The biggest question about the recent protests in Iran — combined with the recent lifting of religious restrictions in Saudi Arabia — is whether together they mark the beginning of the end of the hard-right puritanical turn that the Muslim world took in 1979, when, as Middle East expert Mamoun Fandy once observed, “Islam lost its brakes” and the whole world felt it.
The events of 1979 diminished the status of women, pluralism and modern education across the Arab-Muslim region, and they fueled religious extremist groups like Al Qaeda, Hezbollah and ISIS, whose activities have brought ruin to so many innocent Muslims and non-Muslims alike — and so many metal detectors to airports across the globe.
I know a bit about 1979. I began my career then as a cub reporter in Beirut, where I promptly found myself writing about the following events: the ayatollahs’ takeover in Iran, creating a hard-right Shiite clerical regime bent on spreading its Islamic revolution and veiling of women across the Muslim world; and the takeover of the Grand Mosque in Mecca by puritanical Sunni extremists, which freaked out the Saudi ruling family. The family reacted by purging music, fun and entertainment from their desert kingdom, strengthening the hold of the religious police over their society and redoubling the export of the most misogynist, antipluralistic interpretation of Islam to mosques and madrasas from London to Jakarta.

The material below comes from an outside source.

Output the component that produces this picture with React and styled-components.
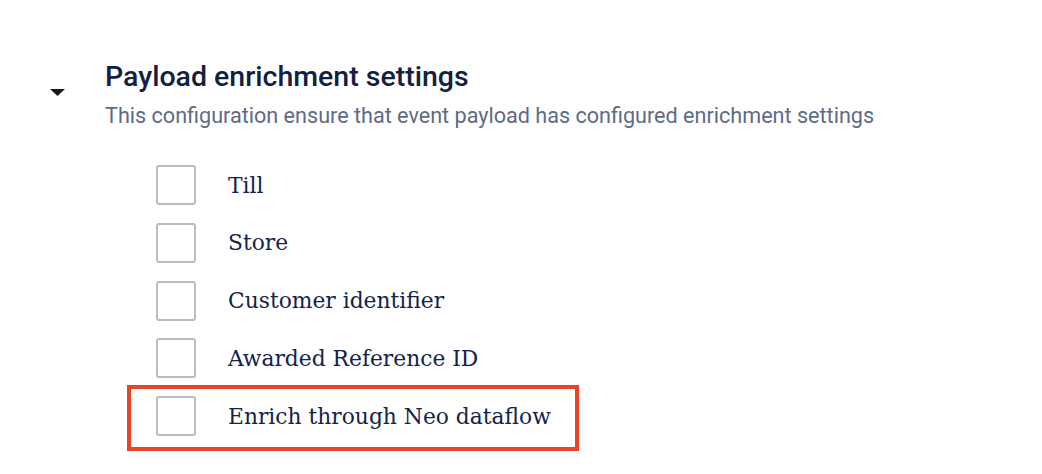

In addition, 1979 saw the Soviet invasion of Afghanistan and the U.S. encouragement of Islamist mujahedeen fighters, funded by Saudi Arabia, to defeat the Russians there. It also saw the Three Mile Island nuclear accident, which sharply curbed the growth of nuclear power in America. That nuclear freeze, the turmoil in the Middle East and Deng Xiaoping’s 1978 move to unleash capitalism in China helped to increase demand for fossil fuels. So Iran and Saudi Arabia had more money than ever to compete over who could spread their respective version of fundamentalist Islam farther.
But today Iran and Saudi Arabia have something new in common: A majority of their populations are under age 30, young people connected through social networks and smartphones. And a growing number of them are fed up with being told how to live their lives by old, corrupt or suffocating clerics — and they want to bury 1979 and everything it brought.